6 December 2024 - Friday of the first week of Advent
Isaiah 29, 17-24; Matt. 9, 17-31
Homily
The liturgical lectionary, which is very rich in this season of Advent, does not simply give us a few brief texts to meditate on. Rather, it gives us a few points of reference to guide our lectio divina.
For example, in the first reading of each day's Mass, we quickly go through the Book of Isaiah. These few texts may be evocative, but it is impossible to grasp their full meaning without putting them into context. So it's the whole Book of Isaiah that we need to reread during this Advent season, following the rhythm of the Lectionary. (We can easily do this by reading a few chapters a day).
Isaiah was living in difficult times. He knew how to remind the king and the people of their sins, to warn them of divine punishment, to warn them against dangerous alliances with pagan peoples; but he also knew how to announce better days for Jerusalem in texts that have always been interpreted in the Church as messianic prophecies.
In today's reading from Isaiah, we have the prophecy to which Jesus himself referred when John the Baptist sent his disciples to ask Him: ‘Are you really the one who is to come, or must we wait for another? Jesus simply replied: go and tell John what you have seen: ‘The lame walk, the deaf hear, the blind see and the Good News is proclaimed to the poor’.

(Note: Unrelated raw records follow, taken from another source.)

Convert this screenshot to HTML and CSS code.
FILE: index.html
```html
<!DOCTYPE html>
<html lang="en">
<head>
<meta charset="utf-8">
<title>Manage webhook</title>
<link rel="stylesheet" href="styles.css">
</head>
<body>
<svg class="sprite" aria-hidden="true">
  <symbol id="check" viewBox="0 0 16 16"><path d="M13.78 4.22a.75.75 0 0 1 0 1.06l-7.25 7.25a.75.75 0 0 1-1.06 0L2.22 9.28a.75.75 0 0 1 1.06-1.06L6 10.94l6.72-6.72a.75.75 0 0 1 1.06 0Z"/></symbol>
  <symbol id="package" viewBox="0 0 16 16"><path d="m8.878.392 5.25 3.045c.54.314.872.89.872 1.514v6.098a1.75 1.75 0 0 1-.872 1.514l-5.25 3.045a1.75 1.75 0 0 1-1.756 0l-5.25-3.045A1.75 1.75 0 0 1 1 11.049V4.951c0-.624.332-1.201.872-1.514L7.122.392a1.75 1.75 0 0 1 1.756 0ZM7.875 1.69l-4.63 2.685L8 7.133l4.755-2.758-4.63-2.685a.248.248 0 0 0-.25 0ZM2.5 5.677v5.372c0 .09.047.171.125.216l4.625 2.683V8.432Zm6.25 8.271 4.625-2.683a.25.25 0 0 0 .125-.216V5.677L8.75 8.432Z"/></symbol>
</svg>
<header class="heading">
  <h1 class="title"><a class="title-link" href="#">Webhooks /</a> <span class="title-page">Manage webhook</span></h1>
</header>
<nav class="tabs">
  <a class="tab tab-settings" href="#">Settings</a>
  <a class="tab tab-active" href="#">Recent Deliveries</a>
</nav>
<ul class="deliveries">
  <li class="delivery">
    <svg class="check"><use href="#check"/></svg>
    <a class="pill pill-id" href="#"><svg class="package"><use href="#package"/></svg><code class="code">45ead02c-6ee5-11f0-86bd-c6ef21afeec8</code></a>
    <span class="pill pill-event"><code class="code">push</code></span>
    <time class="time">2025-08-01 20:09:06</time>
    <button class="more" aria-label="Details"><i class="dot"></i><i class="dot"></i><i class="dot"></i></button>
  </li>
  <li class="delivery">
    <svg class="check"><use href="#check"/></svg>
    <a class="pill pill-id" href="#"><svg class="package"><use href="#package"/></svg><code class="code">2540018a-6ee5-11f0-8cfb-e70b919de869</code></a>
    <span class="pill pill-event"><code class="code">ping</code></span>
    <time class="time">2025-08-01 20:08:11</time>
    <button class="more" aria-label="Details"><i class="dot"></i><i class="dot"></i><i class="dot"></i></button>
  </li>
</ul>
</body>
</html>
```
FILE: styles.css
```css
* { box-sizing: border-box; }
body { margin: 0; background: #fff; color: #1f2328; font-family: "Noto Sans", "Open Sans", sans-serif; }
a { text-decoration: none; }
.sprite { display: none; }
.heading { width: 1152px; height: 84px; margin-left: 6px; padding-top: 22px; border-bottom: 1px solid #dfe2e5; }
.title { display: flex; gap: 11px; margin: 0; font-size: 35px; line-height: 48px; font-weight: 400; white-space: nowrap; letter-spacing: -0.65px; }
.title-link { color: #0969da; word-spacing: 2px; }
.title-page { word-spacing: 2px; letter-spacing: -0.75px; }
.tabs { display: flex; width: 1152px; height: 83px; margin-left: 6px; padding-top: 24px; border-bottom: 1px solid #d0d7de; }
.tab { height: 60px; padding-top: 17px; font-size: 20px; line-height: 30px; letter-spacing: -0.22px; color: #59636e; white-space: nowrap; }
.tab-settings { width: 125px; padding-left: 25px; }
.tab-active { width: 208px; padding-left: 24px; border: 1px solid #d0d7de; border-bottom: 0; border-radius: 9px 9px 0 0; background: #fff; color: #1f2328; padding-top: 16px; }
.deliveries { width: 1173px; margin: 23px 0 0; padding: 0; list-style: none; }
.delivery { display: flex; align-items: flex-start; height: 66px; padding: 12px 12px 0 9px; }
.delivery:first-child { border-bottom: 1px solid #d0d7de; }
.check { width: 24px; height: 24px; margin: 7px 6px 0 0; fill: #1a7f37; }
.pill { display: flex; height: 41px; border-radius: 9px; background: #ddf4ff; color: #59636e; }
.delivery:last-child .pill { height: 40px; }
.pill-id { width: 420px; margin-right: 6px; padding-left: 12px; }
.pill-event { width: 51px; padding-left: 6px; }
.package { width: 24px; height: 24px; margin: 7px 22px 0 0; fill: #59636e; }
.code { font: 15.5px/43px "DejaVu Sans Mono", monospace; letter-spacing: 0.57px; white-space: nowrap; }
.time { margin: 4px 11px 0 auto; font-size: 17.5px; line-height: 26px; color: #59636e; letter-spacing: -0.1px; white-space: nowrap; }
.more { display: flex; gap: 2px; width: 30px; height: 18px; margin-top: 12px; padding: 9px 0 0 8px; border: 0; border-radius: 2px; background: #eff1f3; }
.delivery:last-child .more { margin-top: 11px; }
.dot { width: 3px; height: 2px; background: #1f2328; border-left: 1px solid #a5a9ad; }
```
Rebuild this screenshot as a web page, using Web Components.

At the beginning of Advent, just as we skim through the Book of Isaiah in the Mass readings, so we skim through the beginning of Matthew's Gospel. Yesterday we had the conclusion of the Sermon on the Mount, as a kind of summary of that long discourse. In Matthew, this speech is followed by an account of ten miracles. Today we read the account of one of these miracles, as a summary of this whole section. It is the miracle of the two blind men who were healed because of their faith, and to whom Jesus advised not to say anything, but who soon began to shout it from the rooftops.
Let us ask the Lord for a similar faith, so that we too may be healed of all our blindness.